You can play with this web-based TOML<->JSON converter to test all of these features (multi-line strings and dates not yet implemented).
But first, take look at this:

# part of actual config for my RESTful API generator
[user.property.id]
type = str
validate.match = /[0-9A-Z_a-z]+/
normalize.strip_whitespace

[user.property.email]
type = email

[user.property.avatar]
type = picture
validate.filesize.max = 5M
normalize.transcode.small = { w=32, h=32, type="png" }
normalize.transcode.big =   { w=64, h=64, type="png", no_zoom }

Here's a list of things that I'd like to add (ordered by importance, most needed first):

  1. Allow keys in key-value pairs to actually be paths like a.b.c = 42. Very useful when you need to define an object that just happens to have only one or two properties.
    Of course you could just use underscores (validate_filesize_max) and split it on the application side, but I think it should be handled by the parser, so the example application can just take all the properties of the validate object (which is usually only one) and interpret them as it wishes.
  2. Inline Objects. Seriously, we need this. It fits in the language definition: It's "obvious": People are already familiar with such notation. It definately is minimal: adding this to an existing TOML parser written in PEG took me literally 5 seconds, yeah, I was surprised as well.
    There are situations (like user.property.avatar.normalize.transcode in the example), that just can't be handled in TOML without repeating tons of variable names.
  3. First-class regex. Do I need to justify that? Would be very cool to have. Could go between /s and "bare regex" would just be a full regex beginning with ^ and ending with $
  4. Allow bare string as values to make keys and strings more consistent. Not sure about multi-line strings as keys, tho. That would be silly, but would basically unify definition of key and string.
  5. Extra suffixes for numbers, in particular: k, M, G and %, equivalent to e3, e6, e9 and e-2, respectively and ki, Mi and Gi, similar, but multiplies value by 2^10, 2^20 and 2^30 (more appropriate for file sizes). So, 1ki would mean 1024
  6. Drop true/false keywords. Allow value-less keys (meaning true) and interpret lack of key as false (not backwards-compatible).
    The cool feature that it enables are sets:

set = { "foo", "bar", "quix" } # when values are not unique we get error

Before somebody points out that it's not minimal: note that my parser is currently just 200 lines of code!

Most helpful comment

Introducing a new "null" value in TOML would open a huge can of worms. Let's never have nulls in configuration files.

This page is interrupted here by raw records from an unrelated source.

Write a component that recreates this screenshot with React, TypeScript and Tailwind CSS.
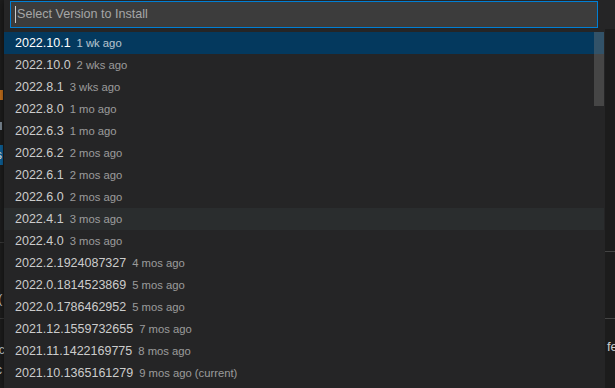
type Version = {
  label: string;
  description: string;
};

const versions: Version[] = [
  { label: "2022.10.1", description: "1 wk ago" },
  { label: "2022.10.0", description: "2 wks ago" },
  { label: "2022.8.1", description: "3 wks ago" },
  { label: "2022.8.0", description: "1 mo ago" },
  { label: "2022.6.3", description: "1 mo ago" },
  { label: "2022.6.2", description: "2 mos ago" },
  { label: "2022.6.1", description: "2 mos ago" },
  { label: "2022.6.0", description: "2 mos ago" },
  { label: "2022.4.1", description: "3 mos ago" },
  { label: "2022.4.0", description: "3 mos ago" },
  { label: "2022.2.1924087327", description: "4 mos ago" },
  { label: "2022.0.1814523869", description: "5 mos ago" },
  { label: "2022.0.1786462952", description: "5 mos ago" },
  { label: "2021.12.1559732655", description: "7 mos ago" },
  { label: "2021.11.1422169775", description: "8 mos ago" },
  { label: "2021.10.1365161279", description: "9 mos ago (current)" },
];

const SELECTED = 0;
const HOVERED = 8;

// Bits of the editor that peek out on the left of the quick pick
function LeftEdge() {
  return (
    <div className="w-[4px] shrink-0 flex flex-col overflow-hidden bg-[#1e1e1e]">
      <div className="h-[90px]" />
      <div className="h-[10px] w-[3px] bg-[#c9721c]" />
      <div className="h-[22px]" />
      <div className="h-[8px] w-[2px] bg-[#7f8c99]" />
      <div className="h-[15px]" />
      <div className="h-[20px] w-[3px] bg-[#0e639c] overflow-hidden text-[12px] leading-[20px] text-white">
        <span className="ml-[-4px]">s</span>
      </div>
      <div className="h-[77px]" />
      <div className="h-px bg-[#3c3c3c]" />
      <div className="h-[49px]" />
      <div className="h-[14px] overflow-hidden text-[13px] leading-[14px] text-[#cccccc]">
        <span className="ml-[-2px]">(</span>
      </div>
      <div className="h-[12px]" />
      <div className="h-px bg-[#3c3c3c]" />
      <div className="h-[24px]" />
      <div className="h-[14px] overflow-hidden text-[12px] leading-[14px] text-[#cccccc]">
        <span className="ml-[-4px]">ic</span>
      </div>
      <div className="h-[6px]" />
      <div className="h-[14px] overflow-hidden text-[12px] leading-[14px] text-[#cccccc]">
        <span className="ml-[-4px]">c</span>
      </div>
    </div>
  );
}

function RightEdge() {
  return (
    <div className="w-[10px] shrink-0 flex flex-col overflow-hidden bg-[#1c1c1c]">
      <div className="h-[29px] bg-[#252526]" />
      <div className="h-[222px]" />
      <div className="h-px bg-[#444444]" />
      <div className="h-[66px]" />
      <div className="h-px bg-[#444444]" />
      <div className="h-[20px]" />
      <div className="pl-[2px] text-[13px] leading-[16px] text-[#cccccc] whitespace-nowrap">
        fe
      </div>
    </div>
  );
}

function VersionRow({ version, index }: { version: Version; index: number }) {
  const selected = index === SELECTED;
  const hovered = index === HOVERED;

  return (
    <div
      className={`h-[22px] flex items-center pl-[11px] whitespace-nowrap ${
        selected ? "bg-[#04395e] text-white" : hovered ? "bg-[#2a2d2e] text-[#cccccc]" : "text-[#cccccc]"
      }`}
    >
      <span className="text-[12.5px] leading-[22px]">{version.label}</span>
      <span className="ml-[6px] text-[11.25px] leading-[22px] opacity-70">
        {version.description}
      </span>
    </div>
  );
}

export default function App() {
  return (
    <div className="w-[615px] h-[388px] flex overflow-hidden bg-[#1e1e1e] font-['Liberation_Sans',Arial,sans-serif]">
      <LeftEdge />

      {/* Quick pick widget */}
      <div className="w-[601px] shrink-0 flex flex-col bg-[#252526] shadow-[0_0_8px_rgba(0,0,0,0.6)]">
        {/* Input box */}
        <div className="pt-[1px] pl-[6px] pr-[7px] pb-[4px]">
          <div className="h-[27px] flex items-center pl-[4px] border border-[#007fd4] bg-[#3c3c3c]">
            <span className="w-px h-[17px] bg-[#cccccc]" />
            <span className="ml-px text-[12.6px] text-[#a6a6a6] whitespace-nowrap">
              Select Version to Install
            </span>
          </div>
        </div>

        {/* Version list */}
        <div className="relative pr-[1px]">
          {versions.map((v, i) => (
            <VersionRow key={v.label} version={v} index={i} />
          ))}
          {/* Scrollbar slider */}
          <div className="absolute top-0 right-[1px] w-[10px] h-[74px] bg-[rgba(121,121,121,0.4)]" />
        </div>
      </div>

      <RightEdge />
    </div>
  );
}
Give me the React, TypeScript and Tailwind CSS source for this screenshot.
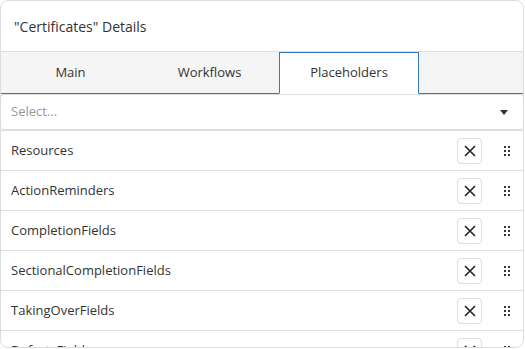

I'd be open to hearing proposals to list keys in ways that would set them all true. Could be obvious, could be clear, could be useful, but could be taken up in the future.

All 10 comments

There are some good points you have made here but I think that it might be difficult to discuss your proposal as a whole.
Because your ideas are not directly related to each other and can be added independently I
suggest that you open an individual issue for each of them.
Inline tables are already discussed here: #235.

I'm currently writing a spec for my superset of TOML. Of course I'm gonna name it NOML (I'm so original, I know). I think that splitting some extra features into a separate language is actually a better idea. Leaving open for now.

Hey, @phaux, thanks for these thoughts. There are some interesting ideas in here. I'll address them each quickly and maybe explore some of them via PRs.

  1. Allow keys in key-value pairs to actually be paths. This might be nice. I need to spend some time exploring the ramifications of this, but I don't hate it. =)
  2. Inline Objects. Thanks for the feedback, this is still likely to go in.
  3. First-class regex. I understand where you're coming from, and I've put first-class regexen in specs before (BERT), but I just don't see it as a common enough use case to add to TOML.
  4. Allow bare string as values. I don't like this at all. One of the primary reasons I created TOML in the first place was because the ambiguity/non-obviousness of bare strings in YAML drives me absolutely bonkers.
  5. Extra suffixes for numbers. I could be convinced that these would be a valuable addition.
  6. Drop true/false keywords. I find explicit booleans extremely valuable, and I'm not quite sure what you're getting at with your explanation. Can you elaborate?

I vote for (1) and (2).

And (7): Allow value-less keys, but not for inline objects like @phaux said in (6). e.g.

key = #nothing, default: null or false or an empty object? or ignore the key?

Now I'm going to roll my own parser. :wink:

I currently went back to using CSON for my config files. My TOML parser still works though. I moved it from codepen there.

Please allow keys in key-value pairs to actually be paths. A the moment there is no readable syntax available for the case of multiple small tables embedded at deeper level of hierarchy:

  • Inline Table syntax does not fit because it is restricted to a single line;
  • Table syntax (absolute path in square brackets) does not fit because of excessive repetition of fully-qualified name of super-table. Bits of useful information are hard to spot in this flood.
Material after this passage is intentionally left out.